The defendant admitted cutting and iemoving the timber, and that it was done .during the time plaintiffs alleged, but denied that it was done wrongfully, and alleged that, on ■ the contrary, it owned the timber and had the right to cut and remove it when it did so; that by contract with Cruse, entered into on October 22, 1927, it acquired title to and possession of the timber together with the time in which to cut and remove it granted him by plaintiffs; and that by authentic act, dated December 31, 1927, filed for record January 2, 1928, and recorded on January 3, 1928, in the proper record, Cruse formally transferred the property to it, but that this latter act was merely confirmatory and evidential of the transfer of October 22, 1927.

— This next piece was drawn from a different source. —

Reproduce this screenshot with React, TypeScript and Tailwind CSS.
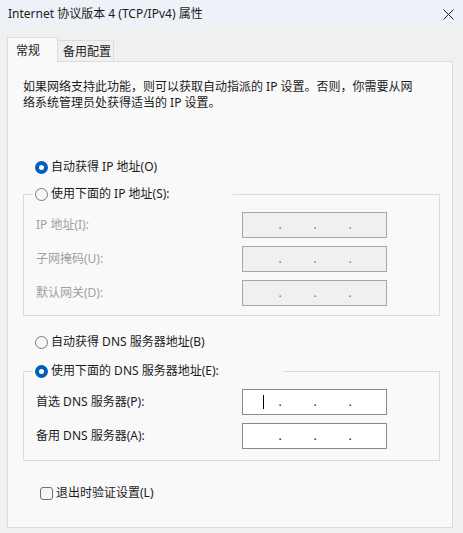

The defendant further alleged that its purchase of the timber from Cruse was made on the faith of the public records and in ignorance of the claim asserted by plaintiffs in this suit; that these records showed that plaintiffs had given Cruse two years’ time from December, 1925, in which to cut and remove the timber; that plaintiffs intended and Cruse understood by the deed that the running of the time should begin from the end of and not from any day during the month; that neither the twelfth nor any other date was inadvertently omitted from the act, but that, if it was, it could not now be asserted by plaintiffs to the prejudice of defendant.

. The defendant further alleged that, even were it true that the twelfth had been inadvertently omitted from the deed, the deed could not be reformed in the absence of Cruse, who was not a party to the suit.

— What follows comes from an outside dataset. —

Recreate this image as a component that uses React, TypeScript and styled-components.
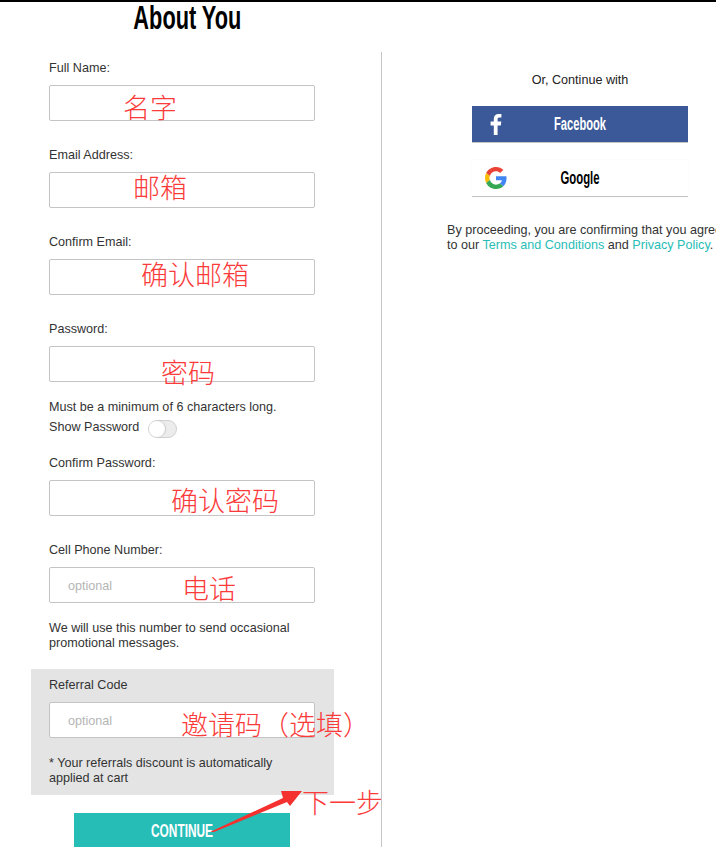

On these issues the case was tried and there was judgment rejecting plaintiffs’ demand and dismissing their suit, and they appealed.

OPINION

Plaintiffs granted Cruse two years’ time in which to cut and remove the timber, and the question we have to determine is whether that time began to run from the end of the month of December, or from the 12th day of that month.

Plaintiffs contended that the sale from them to Cruse was actually executed and delivered on December 12, 1925, and that the running of the two years began from then, and they were permitted, over defendant’s objection, to introduce proof tending to show that the sale was executed and delivered on that date.

In our opinion, the evidence was incompetent and should have been excluded, and we will not consider it. Its purpose and effect was to establish something beyond or against the sale, in violation of article 2276 of the Civil Code, which says:

“Neither shall parol evidence be admitted against or beyond what is contained in the acts, nor on what may have been said before, or at the time of making them, or since.”

The time allowed Ciuse to cut and remove the timber began from the date of the sale. The date of the sale was “the --- day of December, A. D., nineteen hundred and twenty five (1925).” There is as much reason to presume that the parties to the act intended by these words to say the time should run from the end of the month as that they intended thereby to say that it should run from the beginning of the month, or from some day during the month. If, as contended by defendant, it was intended that the time should begin running from the end of the month, that intention was as well expressed in the deed as if the figures and letters “12th” had been inserted after the word “the” and before the word “day” in the deed; “the - day” expressed the intention clearly.

But if there were any doubt whether the plaintiffs intended the time to run from the end of the month, that doubt would have to be resolved against them, since:

“The seller is bound to explain himself clearly respecting the extent of his obligations; any obscure or ambiguous clause is construed against him.” Civil Code, art. 2474.

And because:

“In a doubtful case the agreement is interpreted against him who has contracted the obligation.” Civil Code, art. 1957.

And also for the reason that:

“But if the doubt of obscurity arise for the want of necessary explanation which one of the parties ought to have given, or from any other negligence or fault of his, the construction most favorable to the other party shall be adopted, whether he be obligor or obligee.” Civil Code, art. 1958.

But if it were conceded that the sale was executed and delivered on December 12th, this would not further .plaintiffs’ contention, because no evidence was introduced or offered tending to prove that the omission of the day of the .month was an inadvertence. Non constat its omission was intentional. And if it had been offered it must have been excluded for the reason that Cruse was not a party to the suit, and he was a necessary party to any suit seeking to reform the deed.

In Adams vs. Drews, 110 La. 456, 34 So. 602, syllabus 2 reads as follows:

“Whilst an error in the description of real estate may be corrected as between the parties to the act in which it appears, a different case presents itself after a third person, acting in good faith, acquires rights with respect to the property as erroneously described. The error cannot be corrected to the prejudice of such rights.”

In Bender vs. Chew. 129 La. 849, 56 So. 1023, 1024, syllabus 6 reads as follows:

“Courts do not favor actions for remodeling deeds to better express the intent of the parties to the deed, when the rights of innocent third persons have intervened.”

Under the law'and the evidence the judgment appealed from is correct, and therefore it is affirmed.